Советский кинематограф всегда умел находить прекрасное в человеке и защитить его от разного рода мизантропических теорий и идей. Наше искусство вобрало в себя традицию великой русской культуры, всегда ратовавшей за человека, за его «душу живу».

Бесстыдная пропаганда, оголтелая, наглая в своих средствах борьба за человеческие души, планомерно ведется западными идеологами… И мы не должны забывать о нержавеющем оружии, которым владеем. О революционных идеалах нашего киноискусства. О гражданском долге художника перед людьми… Но… удельный вес советских фильмов в западном прокате невелик, несмотря на успех отдельных картин, хотя бы «Войны и мира» и «Освобождения». В чем дело? Ведь мы ведем разговор о том, что именно советский кинематограф может противопоставить западному идеологию, которая способна спасти человека для самого человека, возродить его веру в себя, в жизнь, в будущее.

Да, может. И делает это. Но достаточно ли последовательно и наступательно? Центральный Комитет партии верно определил слабости нашей кинематографии. Мы во многом утратили силу воздействия на зрителей. Видимо, здесь сказалось какое-то неблагополучие в нашей творческой среде.

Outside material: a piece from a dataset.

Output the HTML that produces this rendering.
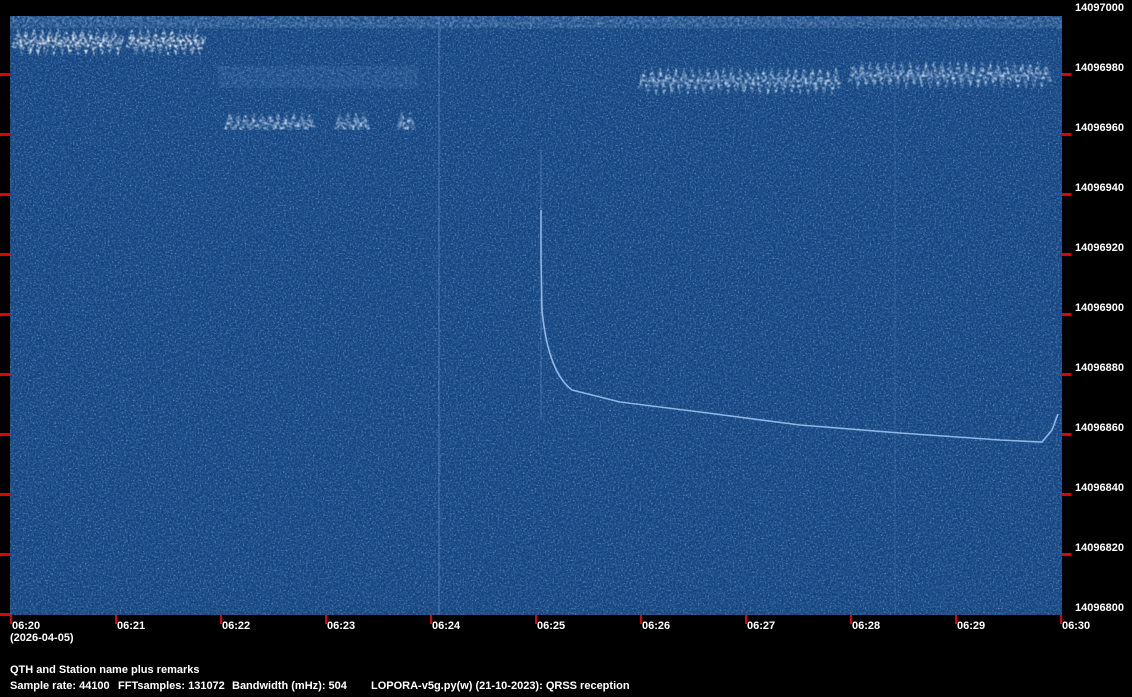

Если мы хотим привлечь зрителей в кинотеатры, пробиться к их душам и сердцам, мы должны делать большие и яркие фильмы о людях, способных перестраивать жизнь по-революционному. Необходимо стремиться к тому, чтобы каждая картина становилась явлением в кинематографическом процессе. Фильм должен увлекать, даже поражать. Он должен быть открытием и праздником для зрителей. В том смысле, чтобы, посмотрев его, сильнее хотелось жить, строить жизнь. Я убежден, что творческий максимализм в данном случае – единственная плодотворная позиция. Искусство должно помогать нравственному возвышению человека.

Мысленно я всегда сравниваю кинематограф с действующим вулканом. Такая модель, несмотря на условность, помогает представить себе схему воздействия сильного фильма. Это всегда эмоциональный взрыв. Вот тогда киноискусство действенно, тогда оно способно формировать душу, влиять на мировоззрение.